Monday, June 20, 2011

Book links Awalki to 9/11 attacks

- LIMITED DISSEMINATION
US/1
 By Eli Lake


The Washington Times - 12:41 p.m., Su-*nday, June 19, 2011


The American-born Jihadist cleric Anwar Awlaki likely played an important support role in the September 11 attacks nearly ten years ago, according to a new book that examines the threat of homegrown terrorism.


The book, "The Next Wave," by Fox News national security reporter Catherine Herridge, reveals new documents that find Mr. Awlaki was nearly arrested after the attacks on the World Trade Center and Pentagon for providing false information on his passport application. Today Mr. Awlaki is one of the leaders of al Qaeda in the Arabian Peninsula. Mr. Awlaki is also the only known American citizen on a U.S. hit list in the global war on terrorism.


"I believe the evidence supports the conclusion that Anwar Awlaki was an overlooked key player in the 9-11 plot itself, and his contacts with the hijackers were not coincidences but evidence of a purposeful relationship," the author told the Washington Times in an interview Friday.

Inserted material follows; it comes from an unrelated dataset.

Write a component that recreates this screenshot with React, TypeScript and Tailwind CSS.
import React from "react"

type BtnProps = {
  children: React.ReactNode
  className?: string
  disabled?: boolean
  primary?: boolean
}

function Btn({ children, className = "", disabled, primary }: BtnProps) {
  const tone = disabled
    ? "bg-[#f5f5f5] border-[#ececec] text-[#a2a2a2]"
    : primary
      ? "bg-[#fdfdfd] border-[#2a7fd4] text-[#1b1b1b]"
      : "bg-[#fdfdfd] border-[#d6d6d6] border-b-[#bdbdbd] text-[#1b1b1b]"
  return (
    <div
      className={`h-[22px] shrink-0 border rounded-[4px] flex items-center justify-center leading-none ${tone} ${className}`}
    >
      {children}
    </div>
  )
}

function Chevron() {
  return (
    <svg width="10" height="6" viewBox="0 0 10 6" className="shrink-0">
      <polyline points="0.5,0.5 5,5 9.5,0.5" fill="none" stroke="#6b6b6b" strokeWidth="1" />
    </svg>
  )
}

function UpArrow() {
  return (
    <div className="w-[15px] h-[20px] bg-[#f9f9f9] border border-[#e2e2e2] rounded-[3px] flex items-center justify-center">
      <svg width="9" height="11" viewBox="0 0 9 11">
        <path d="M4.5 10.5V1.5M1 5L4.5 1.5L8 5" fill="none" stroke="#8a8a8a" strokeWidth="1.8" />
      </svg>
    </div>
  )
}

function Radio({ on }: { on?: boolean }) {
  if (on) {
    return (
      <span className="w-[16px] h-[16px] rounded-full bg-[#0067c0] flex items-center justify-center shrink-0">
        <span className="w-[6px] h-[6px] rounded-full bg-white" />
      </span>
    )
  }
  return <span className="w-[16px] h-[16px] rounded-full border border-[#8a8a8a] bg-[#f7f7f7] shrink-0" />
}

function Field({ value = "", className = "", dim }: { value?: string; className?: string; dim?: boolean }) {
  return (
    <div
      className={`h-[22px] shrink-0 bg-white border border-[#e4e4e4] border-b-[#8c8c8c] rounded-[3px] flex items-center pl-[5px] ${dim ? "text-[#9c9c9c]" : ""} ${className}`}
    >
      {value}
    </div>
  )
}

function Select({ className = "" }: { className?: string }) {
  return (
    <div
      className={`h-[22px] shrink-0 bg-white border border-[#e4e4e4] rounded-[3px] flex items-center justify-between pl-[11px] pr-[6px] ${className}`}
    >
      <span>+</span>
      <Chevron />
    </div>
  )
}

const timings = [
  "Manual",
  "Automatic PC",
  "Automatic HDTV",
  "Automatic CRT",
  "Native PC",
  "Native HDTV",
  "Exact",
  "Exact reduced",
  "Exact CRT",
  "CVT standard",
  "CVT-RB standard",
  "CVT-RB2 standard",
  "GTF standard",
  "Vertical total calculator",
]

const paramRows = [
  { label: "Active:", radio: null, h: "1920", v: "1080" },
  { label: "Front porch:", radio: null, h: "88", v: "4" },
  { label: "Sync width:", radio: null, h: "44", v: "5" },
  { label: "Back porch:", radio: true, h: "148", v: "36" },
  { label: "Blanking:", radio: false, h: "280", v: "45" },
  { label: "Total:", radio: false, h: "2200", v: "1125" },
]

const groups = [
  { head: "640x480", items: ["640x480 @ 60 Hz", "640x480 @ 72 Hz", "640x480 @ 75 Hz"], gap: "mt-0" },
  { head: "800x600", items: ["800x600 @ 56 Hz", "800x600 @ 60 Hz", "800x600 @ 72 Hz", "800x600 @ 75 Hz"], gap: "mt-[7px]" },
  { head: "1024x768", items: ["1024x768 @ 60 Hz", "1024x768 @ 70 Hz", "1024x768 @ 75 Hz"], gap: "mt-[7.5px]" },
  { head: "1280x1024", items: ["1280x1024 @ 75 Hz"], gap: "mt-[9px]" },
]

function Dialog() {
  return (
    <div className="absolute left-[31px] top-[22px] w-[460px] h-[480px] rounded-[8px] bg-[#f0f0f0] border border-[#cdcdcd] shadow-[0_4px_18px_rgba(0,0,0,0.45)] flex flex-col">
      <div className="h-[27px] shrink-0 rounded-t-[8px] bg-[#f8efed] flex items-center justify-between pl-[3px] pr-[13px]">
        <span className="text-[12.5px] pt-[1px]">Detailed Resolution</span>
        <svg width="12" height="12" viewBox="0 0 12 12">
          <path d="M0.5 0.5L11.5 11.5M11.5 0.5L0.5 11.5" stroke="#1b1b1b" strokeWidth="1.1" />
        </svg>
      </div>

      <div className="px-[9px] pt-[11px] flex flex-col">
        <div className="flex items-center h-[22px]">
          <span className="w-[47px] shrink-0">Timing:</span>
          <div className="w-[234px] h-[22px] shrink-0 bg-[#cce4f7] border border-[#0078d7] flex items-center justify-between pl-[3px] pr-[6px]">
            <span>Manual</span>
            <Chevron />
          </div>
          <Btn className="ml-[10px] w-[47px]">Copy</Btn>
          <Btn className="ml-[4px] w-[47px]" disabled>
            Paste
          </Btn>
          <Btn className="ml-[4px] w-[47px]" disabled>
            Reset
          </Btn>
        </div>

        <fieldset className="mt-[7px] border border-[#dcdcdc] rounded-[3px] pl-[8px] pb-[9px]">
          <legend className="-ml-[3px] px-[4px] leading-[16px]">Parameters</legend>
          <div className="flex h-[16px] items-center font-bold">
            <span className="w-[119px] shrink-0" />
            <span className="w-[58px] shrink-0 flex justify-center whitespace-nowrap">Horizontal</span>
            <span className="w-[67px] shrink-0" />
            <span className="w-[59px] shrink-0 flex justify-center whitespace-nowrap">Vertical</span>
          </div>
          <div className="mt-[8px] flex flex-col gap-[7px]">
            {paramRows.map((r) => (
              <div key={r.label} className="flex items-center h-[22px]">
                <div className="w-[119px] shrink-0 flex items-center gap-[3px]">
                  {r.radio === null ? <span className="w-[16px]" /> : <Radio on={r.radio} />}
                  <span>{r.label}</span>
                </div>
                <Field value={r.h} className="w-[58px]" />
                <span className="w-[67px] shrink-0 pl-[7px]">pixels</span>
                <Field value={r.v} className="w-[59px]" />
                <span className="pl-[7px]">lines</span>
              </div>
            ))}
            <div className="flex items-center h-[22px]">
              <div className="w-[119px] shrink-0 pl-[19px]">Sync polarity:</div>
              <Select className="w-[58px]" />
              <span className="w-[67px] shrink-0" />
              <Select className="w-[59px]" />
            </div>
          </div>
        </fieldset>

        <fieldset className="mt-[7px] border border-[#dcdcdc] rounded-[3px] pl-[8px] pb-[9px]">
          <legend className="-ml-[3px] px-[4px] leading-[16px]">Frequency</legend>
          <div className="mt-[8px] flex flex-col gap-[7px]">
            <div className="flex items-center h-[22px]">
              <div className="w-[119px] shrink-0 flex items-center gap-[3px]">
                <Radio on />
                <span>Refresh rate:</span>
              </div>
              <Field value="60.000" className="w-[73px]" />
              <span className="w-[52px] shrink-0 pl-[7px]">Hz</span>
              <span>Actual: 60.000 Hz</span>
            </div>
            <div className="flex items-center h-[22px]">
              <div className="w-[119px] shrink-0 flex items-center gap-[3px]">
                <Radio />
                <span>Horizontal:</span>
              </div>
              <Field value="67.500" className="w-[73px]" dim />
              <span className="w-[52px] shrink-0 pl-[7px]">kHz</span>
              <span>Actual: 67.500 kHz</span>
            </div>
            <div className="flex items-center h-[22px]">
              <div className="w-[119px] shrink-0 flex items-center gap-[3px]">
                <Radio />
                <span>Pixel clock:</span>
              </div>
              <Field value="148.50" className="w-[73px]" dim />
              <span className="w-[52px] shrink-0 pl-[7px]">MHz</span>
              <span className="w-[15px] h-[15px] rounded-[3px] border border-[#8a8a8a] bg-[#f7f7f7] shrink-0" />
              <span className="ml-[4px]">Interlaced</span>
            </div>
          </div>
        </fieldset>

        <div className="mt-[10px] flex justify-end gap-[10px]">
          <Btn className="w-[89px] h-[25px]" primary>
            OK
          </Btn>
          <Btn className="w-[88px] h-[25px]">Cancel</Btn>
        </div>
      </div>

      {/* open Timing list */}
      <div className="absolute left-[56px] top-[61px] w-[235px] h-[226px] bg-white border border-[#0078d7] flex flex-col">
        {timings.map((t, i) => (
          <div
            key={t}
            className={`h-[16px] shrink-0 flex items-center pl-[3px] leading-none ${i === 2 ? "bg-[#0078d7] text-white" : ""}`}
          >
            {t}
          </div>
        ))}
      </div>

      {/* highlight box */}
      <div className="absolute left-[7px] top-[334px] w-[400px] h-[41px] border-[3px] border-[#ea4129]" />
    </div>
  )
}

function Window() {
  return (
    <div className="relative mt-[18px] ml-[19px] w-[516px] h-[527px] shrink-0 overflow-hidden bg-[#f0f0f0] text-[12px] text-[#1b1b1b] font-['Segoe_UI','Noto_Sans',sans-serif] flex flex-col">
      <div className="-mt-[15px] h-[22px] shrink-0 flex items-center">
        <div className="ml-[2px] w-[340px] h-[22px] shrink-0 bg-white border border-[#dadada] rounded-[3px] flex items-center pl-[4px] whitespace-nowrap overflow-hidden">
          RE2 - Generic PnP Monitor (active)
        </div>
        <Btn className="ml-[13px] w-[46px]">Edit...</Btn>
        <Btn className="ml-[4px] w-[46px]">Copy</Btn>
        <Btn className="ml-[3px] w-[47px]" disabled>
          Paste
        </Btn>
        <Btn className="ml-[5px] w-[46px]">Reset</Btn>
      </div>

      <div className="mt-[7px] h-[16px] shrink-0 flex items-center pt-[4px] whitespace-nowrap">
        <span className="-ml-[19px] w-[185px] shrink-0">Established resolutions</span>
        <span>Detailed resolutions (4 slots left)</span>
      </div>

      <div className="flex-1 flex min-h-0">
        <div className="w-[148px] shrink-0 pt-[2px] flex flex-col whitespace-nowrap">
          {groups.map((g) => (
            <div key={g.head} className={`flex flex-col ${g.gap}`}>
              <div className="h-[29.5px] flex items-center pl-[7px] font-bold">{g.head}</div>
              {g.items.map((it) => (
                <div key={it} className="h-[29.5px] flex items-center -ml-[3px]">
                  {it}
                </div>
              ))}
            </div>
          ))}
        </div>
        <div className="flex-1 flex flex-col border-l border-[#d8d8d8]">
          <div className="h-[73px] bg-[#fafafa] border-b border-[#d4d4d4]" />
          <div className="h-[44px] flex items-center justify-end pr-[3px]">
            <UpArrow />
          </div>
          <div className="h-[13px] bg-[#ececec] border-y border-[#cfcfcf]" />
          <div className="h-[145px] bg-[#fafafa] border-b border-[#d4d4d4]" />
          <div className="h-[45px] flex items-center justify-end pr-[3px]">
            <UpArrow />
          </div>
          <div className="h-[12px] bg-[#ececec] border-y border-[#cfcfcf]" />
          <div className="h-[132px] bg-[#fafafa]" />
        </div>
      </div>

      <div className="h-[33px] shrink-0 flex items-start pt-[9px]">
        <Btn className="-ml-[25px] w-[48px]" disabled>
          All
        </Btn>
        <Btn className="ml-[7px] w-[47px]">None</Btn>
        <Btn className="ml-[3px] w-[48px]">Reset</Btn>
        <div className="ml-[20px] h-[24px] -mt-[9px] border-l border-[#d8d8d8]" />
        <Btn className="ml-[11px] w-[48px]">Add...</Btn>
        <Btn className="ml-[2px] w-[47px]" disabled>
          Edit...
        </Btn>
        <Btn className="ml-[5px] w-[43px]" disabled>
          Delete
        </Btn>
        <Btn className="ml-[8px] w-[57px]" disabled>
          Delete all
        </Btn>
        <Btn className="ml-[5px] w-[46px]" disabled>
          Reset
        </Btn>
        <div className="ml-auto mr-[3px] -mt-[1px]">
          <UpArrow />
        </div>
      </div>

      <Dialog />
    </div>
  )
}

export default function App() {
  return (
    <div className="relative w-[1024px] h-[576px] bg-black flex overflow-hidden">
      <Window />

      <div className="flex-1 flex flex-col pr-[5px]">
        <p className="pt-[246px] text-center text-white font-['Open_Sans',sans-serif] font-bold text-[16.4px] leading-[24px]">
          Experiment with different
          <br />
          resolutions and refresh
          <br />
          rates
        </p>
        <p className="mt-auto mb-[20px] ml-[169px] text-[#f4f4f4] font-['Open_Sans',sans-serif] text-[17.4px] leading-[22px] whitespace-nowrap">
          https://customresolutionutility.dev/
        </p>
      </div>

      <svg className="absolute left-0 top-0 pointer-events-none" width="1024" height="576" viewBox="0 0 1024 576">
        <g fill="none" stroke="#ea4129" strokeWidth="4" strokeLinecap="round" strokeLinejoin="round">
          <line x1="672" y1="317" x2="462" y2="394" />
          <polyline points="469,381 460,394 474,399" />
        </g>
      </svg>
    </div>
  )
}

Ms. Herridge found that two of the 9-11 hijackers, Nawaf al-Hazmi and Khalid al-Midhar, first went to a San Diego neighborhood where Mr. Awlaki was residing. Later, Hazmi followed Mr. Awlaki to the Falls Church, Va., Dar al-Hijra Mosque, where Mr. Awlaki became an imam in January 2001. A third 9-11 hijacker, Hani Hanjour would also come to Mr. Awlaki's mosque in this period.


Ms. Herridge also discovered that U.S. diplomatic security wanted to arrest Mr. Awlaki in 2002 for passport fraud and that Mr. Awlaki illegally received a $20,000 scholarship for foreign students when he was a U.S. citizen.

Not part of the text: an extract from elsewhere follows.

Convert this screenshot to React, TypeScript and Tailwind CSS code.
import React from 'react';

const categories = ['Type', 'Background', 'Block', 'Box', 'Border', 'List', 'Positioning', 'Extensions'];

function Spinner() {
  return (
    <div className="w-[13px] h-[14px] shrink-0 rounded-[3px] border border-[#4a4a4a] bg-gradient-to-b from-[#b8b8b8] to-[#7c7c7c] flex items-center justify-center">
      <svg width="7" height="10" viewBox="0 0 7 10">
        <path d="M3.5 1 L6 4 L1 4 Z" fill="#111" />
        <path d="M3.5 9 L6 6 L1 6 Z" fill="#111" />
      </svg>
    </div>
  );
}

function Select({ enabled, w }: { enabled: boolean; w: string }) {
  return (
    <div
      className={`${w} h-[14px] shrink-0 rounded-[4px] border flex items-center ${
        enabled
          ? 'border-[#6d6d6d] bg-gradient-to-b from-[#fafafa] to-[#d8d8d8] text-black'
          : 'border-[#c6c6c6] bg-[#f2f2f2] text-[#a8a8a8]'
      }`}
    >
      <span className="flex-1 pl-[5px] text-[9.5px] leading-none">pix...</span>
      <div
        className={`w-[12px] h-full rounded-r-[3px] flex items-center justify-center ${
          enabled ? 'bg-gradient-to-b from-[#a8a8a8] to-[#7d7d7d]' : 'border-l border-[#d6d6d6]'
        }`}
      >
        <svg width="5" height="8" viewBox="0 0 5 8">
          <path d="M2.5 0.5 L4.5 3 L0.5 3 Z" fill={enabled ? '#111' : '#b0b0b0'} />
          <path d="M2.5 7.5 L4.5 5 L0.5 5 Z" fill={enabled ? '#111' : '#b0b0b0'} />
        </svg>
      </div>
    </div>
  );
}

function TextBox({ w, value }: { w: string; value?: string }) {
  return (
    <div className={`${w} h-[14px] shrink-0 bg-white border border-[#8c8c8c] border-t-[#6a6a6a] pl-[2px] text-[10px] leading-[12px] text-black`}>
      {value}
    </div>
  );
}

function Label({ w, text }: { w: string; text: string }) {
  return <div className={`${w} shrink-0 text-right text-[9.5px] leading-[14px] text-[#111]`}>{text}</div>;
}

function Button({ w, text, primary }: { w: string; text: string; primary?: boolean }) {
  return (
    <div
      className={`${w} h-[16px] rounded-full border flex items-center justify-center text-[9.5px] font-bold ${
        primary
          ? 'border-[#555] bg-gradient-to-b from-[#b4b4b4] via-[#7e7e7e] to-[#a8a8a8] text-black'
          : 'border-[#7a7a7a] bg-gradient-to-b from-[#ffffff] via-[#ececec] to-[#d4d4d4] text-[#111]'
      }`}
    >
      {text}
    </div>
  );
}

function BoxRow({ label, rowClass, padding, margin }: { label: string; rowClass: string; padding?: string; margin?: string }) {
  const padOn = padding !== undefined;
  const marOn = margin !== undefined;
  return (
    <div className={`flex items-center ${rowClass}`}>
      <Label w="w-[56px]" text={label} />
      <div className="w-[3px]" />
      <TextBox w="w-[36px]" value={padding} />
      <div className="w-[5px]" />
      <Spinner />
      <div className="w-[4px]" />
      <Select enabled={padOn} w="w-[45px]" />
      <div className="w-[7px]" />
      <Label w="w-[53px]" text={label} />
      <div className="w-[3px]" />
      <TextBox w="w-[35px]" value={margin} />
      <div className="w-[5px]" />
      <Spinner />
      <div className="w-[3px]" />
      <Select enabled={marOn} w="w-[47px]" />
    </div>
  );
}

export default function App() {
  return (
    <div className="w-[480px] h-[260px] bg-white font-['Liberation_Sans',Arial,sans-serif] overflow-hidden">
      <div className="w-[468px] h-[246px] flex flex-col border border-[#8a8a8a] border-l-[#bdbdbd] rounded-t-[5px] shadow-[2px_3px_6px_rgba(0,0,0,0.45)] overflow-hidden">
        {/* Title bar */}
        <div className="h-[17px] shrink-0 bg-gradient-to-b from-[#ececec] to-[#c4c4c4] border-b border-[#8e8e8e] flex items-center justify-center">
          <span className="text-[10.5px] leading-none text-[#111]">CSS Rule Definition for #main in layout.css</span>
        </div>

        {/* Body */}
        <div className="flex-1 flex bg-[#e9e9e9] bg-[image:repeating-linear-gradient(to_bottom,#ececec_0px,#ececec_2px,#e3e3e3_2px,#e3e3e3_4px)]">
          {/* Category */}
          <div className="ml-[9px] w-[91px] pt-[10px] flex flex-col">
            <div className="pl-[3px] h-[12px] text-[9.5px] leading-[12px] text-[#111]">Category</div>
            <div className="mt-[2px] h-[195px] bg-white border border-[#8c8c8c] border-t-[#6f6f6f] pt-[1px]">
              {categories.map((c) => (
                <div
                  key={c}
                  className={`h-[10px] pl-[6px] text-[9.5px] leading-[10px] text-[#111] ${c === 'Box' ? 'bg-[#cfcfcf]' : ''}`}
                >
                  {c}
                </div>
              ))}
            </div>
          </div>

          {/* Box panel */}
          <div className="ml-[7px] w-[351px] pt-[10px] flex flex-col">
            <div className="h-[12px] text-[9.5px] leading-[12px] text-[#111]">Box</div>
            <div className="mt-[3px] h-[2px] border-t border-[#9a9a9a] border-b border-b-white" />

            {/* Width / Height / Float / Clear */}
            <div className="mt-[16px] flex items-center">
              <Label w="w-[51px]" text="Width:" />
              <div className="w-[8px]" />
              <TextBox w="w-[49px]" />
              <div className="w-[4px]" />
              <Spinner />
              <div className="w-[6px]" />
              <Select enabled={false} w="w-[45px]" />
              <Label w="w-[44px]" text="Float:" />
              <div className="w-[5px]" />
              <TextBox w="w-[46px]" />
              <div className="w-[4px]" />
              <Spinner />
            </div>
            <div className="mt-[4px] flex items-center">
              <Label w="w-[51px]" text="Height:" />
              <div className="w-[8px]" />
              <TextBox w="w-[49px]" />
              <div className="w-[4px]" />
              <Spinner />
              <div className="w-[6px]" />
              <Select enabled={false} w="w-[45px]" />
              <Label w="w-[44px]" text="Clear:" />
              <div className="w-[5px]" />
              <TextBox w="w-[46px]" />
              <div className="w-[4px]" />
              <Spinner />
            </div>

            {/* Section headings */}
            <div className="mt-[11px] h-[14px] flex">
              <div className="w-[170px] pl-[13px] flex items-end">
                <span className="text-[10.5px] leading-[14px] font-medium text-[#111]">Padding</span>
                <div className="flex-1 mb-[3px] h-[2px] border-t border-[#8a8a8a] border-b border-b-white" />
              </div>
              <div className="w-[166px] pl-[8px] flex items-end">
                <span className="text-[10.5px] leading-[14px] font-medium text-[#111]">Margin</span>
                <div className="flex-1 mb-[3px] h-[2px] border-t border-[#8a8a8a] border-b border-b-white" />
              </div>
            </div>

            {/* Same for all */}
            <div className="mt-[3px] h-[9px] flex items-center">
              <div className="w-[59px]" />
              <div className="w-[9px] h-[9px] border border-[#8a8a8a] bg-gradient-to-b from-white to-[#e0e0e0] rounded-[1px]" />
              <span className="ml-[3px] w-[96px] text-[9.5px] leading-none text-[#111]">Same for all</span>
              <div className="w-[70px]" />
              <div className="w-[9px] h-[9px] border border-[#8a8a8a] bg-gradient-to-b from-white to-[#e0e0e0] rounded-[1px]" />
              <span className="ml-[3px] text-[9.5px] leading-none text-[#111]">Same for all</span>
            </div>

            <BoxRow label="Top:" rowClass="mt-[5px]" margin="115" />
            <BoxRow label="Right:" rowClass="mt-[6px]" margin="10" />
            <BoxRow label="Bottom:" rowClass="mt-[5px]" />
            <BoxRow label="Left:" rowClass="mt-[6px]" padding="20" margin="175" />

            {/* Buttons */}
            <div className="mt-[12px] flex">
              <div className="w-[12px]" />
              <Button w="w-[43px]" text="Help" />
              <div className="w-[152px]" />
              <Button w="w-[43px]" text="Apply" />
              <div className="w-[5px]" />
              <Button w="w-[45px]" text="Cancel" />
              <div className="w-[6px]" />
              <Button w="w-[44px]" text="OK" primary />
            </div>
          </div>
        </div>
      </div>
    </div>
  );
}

The new evidence disclosed in Ms. Herridge's book raises serious doubts about the mainstream narrative concerning Mr. Awlaki. Mr. Awlaki after 9-11 was considered by U.S. authorities to be a moderate Muslim leader. It is thought that he only became interested in al Qaeda after he emigrated to London in 2003. Mr. Alawki today is a spiritual leader of al Qaeda in the Arabian Peninsula and was in contact with Nidal Hasan, the U.S. Army major charged with the murder of 13 people at Fort Hood, Texas, in 2009.


In the book, Ms. Herridge shares details of an interview with Philip Zelikow, the executive director of the National Commission on Terrorist Attacks on the United States, also known as the 9-11 commission. Mr. Zelikow said the commission was suspicious of Mr. Awlaki.

"In writing about Anwar Al-Awlaki in our report, we said expressly that we were very suspicious of his role, possible, role in the attack … so that clearly says that we were entertaining the hypothesis," he told her.


Ms. Herridge also interviewed Ray Fournier, a former diplomatic security agent who built a case against Mr. Awlaki for providing false information in his passport application. Mr. Fournier said, however, the Justice Department failed to pursue his charges of passport fraud.


He told Ms. Herridge, "We weren't happy. We would rather not say exactly what was said. There may have been some profanities in that … particular conversation."